Before taking the infrastructure live we tested it with 50,000 Docker containers on 200 hosts at four Amazon EC2 availability zones making rapid-fire HTTP requests to and from one another. The results were quite solid, and showed that the existing infrastructure should be able to handle up to 10-15 million devices without significant upgrades. Further projections show that the existing cluster architecture and code could theoretically handle hundreds of millions of devices using larger member nodes. Going much beyond that is likely to require something a bit more elaborate, such a shift from simple member-polling to something like the Raft consensus algorithm (or an underlying database that uses it). But if we have hundreds of millions of devices, that's something we'll have more than enough resources to tackle.

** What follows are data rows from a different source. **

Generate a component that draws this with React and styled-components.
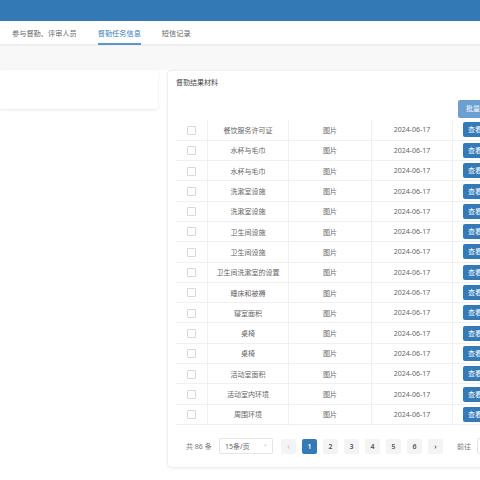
import React from "react";
import styled, { createGlobalStyle } from "styled-components";

const GlobalStyle = createGlobalStyle`
  html, body {
    margin: 0;
    padding: 0;
    background: #fff;
    overflow: hidden;
  }
  body {
    font-family: "Noto Sans", "Noto Sans CJK SC", sans-serif;
    color: #606266;
  }
`;

const rows = [
  "餐饮服务许可证",
  "水杯与毛巾",
  "水杯与毛巾",
  "洗漱室设施",
  "洗漱室设施",
  "卫生间设施",
  "卫生间设施",
  "卫生间洗漱室的设置",
  "睡床和被褥",
  "寝室面积",
  "桌椅",
  "桌椅",
  "活动室面积",
  "活动室内环境",
  "周围环境",
];

const pages = ["1", "2", "3", "4", "5", "6"];

const App = () => {
  return (
    <Page>
      <GlobalStyle />
      <Header />
      <Tabs>
        <Tab>参与督勤、评审人员</Tab>
        <Tab active>督勤任务信息</Tab>
        <Tab>短信记录</Tab>
      </Tabs>
      <Strip />
      <Main>
        <LeftCard />
        <Card>
          <CardTitle>督勤结果材料</CardTitle>
          <Toolbar>
            <BatchButton>批量下载</BatchButton>
          </Toolbar>
          <Table>
            <tbody>
              {rows.map((name, i) => (
                <tr key={i}>
                  <CheckCell>
                    <Check />
                  </CheckCell>
                  <Cell w={80}>{name}</Cell>
                  <Cell w={82}>图片</Cell>
                  <Cell w={80}>2024-06-17</Cell>
                  <ActionCell>
                    <ViewButton>查看</ViewButton>
                  </ActionCell>
                </tr>
              ))}
            </tbody>
          </Table>
          <Pager>
            <Total>共 86 条</Total>
            <SizeSelect>
              <span>15条/页</span>
              <Caret>⌄</Caret>
            </SizeSelect>
            <PageList>
              <PageBtn disabled>‹</PageBtn>
              {pages.map(p => (
                <PageBtn key={p} active={p === "1"}>
                  {p}
                </PageBtn>
              ))}
              <PageBtn>›</PageBtn>
            </PageList>
            <Jump>前往</Jump>
            <JumpInput />
          </Pager>
        </Card>
      </Main>
    </Page>
  );
};

export default App;

const Page = styled.div`
  width: 560px;
  height: 480px;
  background: #fff;
`;

const Header = styled.div`
  height: 21px;
  background: #3379b6;
`;

const Tabs = styled.div`
  display: flex;
  align-items: stretch;
  height: 23px;
  padding-left: 12px;
  gap: 21px;
  border-bottom: 2px solid #eeeeee;
`;

const Tab = styled.div`
  display: flex;
  align-items: center;
  padding-top: 2px;
  font-size: 7.2px;
  color: ${p => (p.active ? "#3a7fc0" : "#666")};
  border-bottom: 2px solid ${p => (p.active ? "#5b95cc" : "transparent")};
  margin-bottom: -1px;
`;

const Strip = styled.div`
  height: 24px;
  background: #f8f8f8;
`;

const Main = styled.div`
  display: flex;
  align-items: flex-start;
  gap: 9px;
`;

const LeftCard = styled.div`
  width: 158px;
  height: 39px;
  background: #fff;
  border-radius: 0 3px 3px 0;
  box-shadow: 0 1px 3px rgba(0, 0, 0, 0.1);
`;

const Card = styled.div`
  flex: 1;
  height: 396px;
  padding: 0 0 0 8px;
  background: #fff;
  border: 1px solid #efefef;
  border-radius: 4px;
  box-shadow: 0 1px 3px rgba(0, 0, 0, 0.05);
`;

const CardTitle = styled.div`
  font-size: 7px;
  color: #444;
  padding-top: 6px;
  height: 20px;
`;

const Toolbar = styled.div`
  display: flex;
  justify-content: flex-start;
  padding-left: 282px;
  height: 21px;
  align-items: flex-end;
`;

const BatchButton = styled.div`
  width: 44px;
  height: 18px;
  line-height: 18px;
  padding-left: 8px;
  font-size: 7px;
  color: #fff;
  background: #6c9fd1;
  border-radius: 2px;
`;

const Table = styled.table`
  border-collapse: collapse;
  margin-top: 2px;
  font-size: 7px;
  color: #666;
  tr {
    height: 20.3px;
    border-bottom: 1px solid #f0f0f0;
  }
`;

const CheckCell = styled.td`
  width: 31px;
  padding: 0;
  text-align: center;
  border-right: 1px solid #f0f0f0;
`;

const Check = styled.span`
  display: inline-block;
  width: 7px;
  height: 7px;
  border: 1px solid #d8d8d8;
  border-radius: 1px;
  vertical-align: middle;
`;

const Cell = styled.td`
  width: ${p => p.w}px;
  padding: 0;
  text-align: center;
  white-space: nowrap;
  border-right: 1px solid #f0f0f0;
`;

const ActionCell = styled.td`
  padding: 0 0 0 10px;
  width: 60px;
`;

const ViewButton = styled.div`
  width: 30px;
  height: 15px;
  line-height: 15px;
  padding-left: 5px;
  font-size: 7px;
  color: #fff;
  background: #337ab7;
  border-radius: 2px;
`;

const Pager = styled.div`
  display: flex;
  align-items: center;
  height: 15px;
  margin-top: 14px;
  padding-left: 10px;
  font-size: 7px;
  color: #777;
`;

const Total = styled.span`
  width: 33px;
`;

const SizeSelect = styled.div`
  display: flex;
  align-items: center;
  justify-content: space-between;
  width: 43px;
  height: 14px;
  padding: 0 4px 0 5px;
  border: 1px solid #e4e4e4;
  border-radius: 2px;
  color: #666;
`;

const Caret = styled.span`
  font-size: 6px;
  color: #bbb;
  line-height: 1;
  margin-top: -4px;
`;

const PageList = styled.div`
  display: flex;
  gap: 6px;
  margin-left: 8px;
`;

const PageBtn = styled.div`
  width: 15px;
  height: 15px;
  line-height: 15px;
  text-align: center;
  font-size: 7px;
  font-weight: 600;
  border-radius: 2px;
  background: ${p => (p.active ? "#337ab7" : "#f4f4f5")};
  color: ${p => (p.active ? "#fff" : p.disabled ? "#c0c4cc" : "#555")};
`;

const Jump = styled.span`
  margin-left: 14px;
  color: #777;
`;

const JumpInput = styled.div`
  width: 30px;
  height: 14px;
  margin-left: 6px;
  border: 1px solid #e4e4e4;
  border-radius: 2px;
`;
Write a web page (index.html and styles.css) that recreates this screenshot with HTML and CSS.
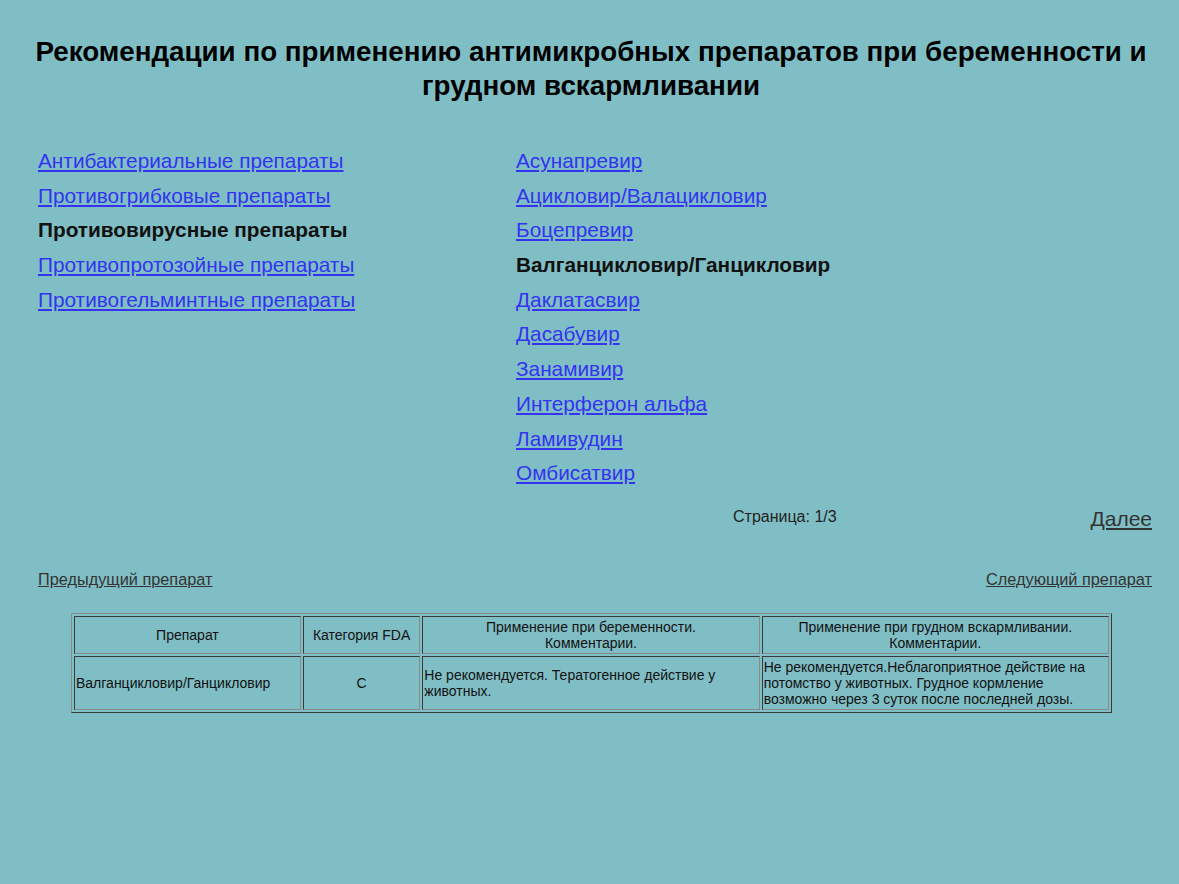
FILE: index.html
```html
<!DOCTYPE html>
<html lang="ru">
<head>
<meta charset="utf-8">
<title>Рекомендации</title>
<link rel="stylesheet" href="styles.css">
</head>
<body>
<div class="page">
  <h1 class="title">Рекомендации по применению антимикробных препаратов при беременности и грудном вскармливании</h1>

  <div class="nav">
    <ul class="list">
      <li><a href="#">Антибактериальные препараты</a></li>
      <li><a href="#">Противогрибковые препараты</a></li>
      <li><b>Противовирусные препараты</b></li>
      <li><a href="#">Противопротозойные препараты</a></li>
      <li><a href="#">Противогельминтные препараты</a></li>
    </ul>
    <ul class="list">
      <li><a href="#">Асунапревир</a></li>
      <li><a href="#">Ацикловир/Валацикловир</a></li>
      <li><a href="#">Боцепревир</a></li>
      <li><b>Валганцикловир/Ганцикловир</b></li>
      <li><a href="#">Даклатасвир</a></li>
      <li><a href="#">Дасабувир</a></li>
      <li><a href="#">Занамивир</a></li>
      <li><a href="#">Интерферон альфа</a></li>
      <li><a href="#">Ламивудин</a></li>
      <li><a href="#">Омбисатвир</a></li>
    </ul>
  </div>

  <div class="pager">
    <span class="pages">Страница: 1/3</span>
    <a class="more" href="#">Далее</a>
  </div>

  <div class="prevnext">
    <a href="#">Предыдущий препарат</a>
    <a href="#">Следующий препарат</a>
  </div>

  <table class="drug">
    <colgroup>
      <col class="c1"><col class="c2"><col class="c3"><col class="c4">
    </colgroup>
    <tr>
      <th>Препарат</th>
      <th>Категория FDA</th>
      <th>Применение при беременности.<br>Комментарии.</th>
      <th>Применение при грудном вскармливании.<br>Комментарии.</th>
    </tr>
    <tr>
      <td>Валганцикловир/Ганцикловир</td>
      <td class="center">C</td>
      <td>Не рекомендуется. Тератогенное действие у животных.</td>
      <td>Не рекомендуется.Неблагоприятное действие на потомство у животных. Грудное кормление возможно через 3 суток после последней дозы.</td>
    </tr>
  </table>
</div>
</body>
</html>
```

FILE: styles.css
```css
html, body {
  margin: 0;
  padding: 0;
  background: #80bec5;
}
body {
  font-family: Arial, "Liberation Sans", sans-serif;
  color: #111;
}
.page {
  padding: 35px 27px 40px 38px;
}
.title {
  margin: 0 0 41px -8px;
  font-size: 27.75px;
  line-height: 34px;
  font-weight: bold;
  text-align: center;
  color: #000;
}
.nav {
  display: grid;
  grid-template-columns: 478px 1fr;
}
.list {
  list-style: none;
  margin: 0;
  padding: 0;
}
.list li {
  font-size: 20.8px;
  line-height: 34.7px;
  height: 34.7px;
}
.list a {
  color: #3333f0;
  text-decoration: underline;
}
.list b {
  color: #111;
}
.pager {
  display: grid;
  grid-template-columns: 695px 1fr auto;
  align-items: center;
  margin-top: 13px;
  height: 30px;
}
.pages {
  grid-column: 2;
  font-size: 16px;
  color: #222;
  margin-top: -4px;
}
.more {
  grid-column: 3;
  font-size: 21px;
  color: #333;
  text-decoration: underline;
}
.prevnext {
  display: flex;
  justify-content: space-between;
  margin-top: 36px;
  font-size: 16.3px;
}
.prevnext a {
  color: #333;
  text-decoration: underline;
}
.drug {
  margin: 24px 0 0 33px;
  width: 1041px;
  table-layout: fixed;
  border-collapse: separate;
  border-spacing: 2px;
  border: 1px solid;
  border-color: #8a8a8a #3a3a3a #3a3a3a #8a8a8a;
  font-size: 14px;
  color: #111;
}
.c1 { width: 226px; }
.c2 { width: 117px; }
.c3 { width: 336px; }
.c4 { width: 346px; }
.drug th, .drug td {
  border: 1px solid;
  border-color: #3a3a3a #8a8a8a #8a8a8a #3a3a3a;
  padding: 2px 1px;
  vertical-align: middle;
}
.drug th {
  font-weight: normal;
  text-align: center;
}
.drug td {
  text-align: left;
}
.drug td.center {
  text-align: center;
}
```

Necessity really is the mother of invention. If we were a giant company we'd have just gone the anycast route, since it seemed initially like the "right solution." But being a comparatively poorer startup, we balked at the cost and the management overhead. Instead we set ourselves to thinking about whether we could replace the big sexy "enterprise" way of anycast with something more clever that ran on top of the same commodity cloud and VPS services we'd used so successfully in the past. In the end that led to a system that is smarter, more scalable, faster, more robust, more secure, and at least an order of magnitude cheaper. We also got a new technology we can soon make available to end users to allow them to create multi-homed geo-clustered services on virtual networks. (More on that soon!)
That's one of the reasons startups are key to technology innovation. Big players will do things the established way because they can afford it, both in money and in personnel. Smaller players are required to substitute brains for braun.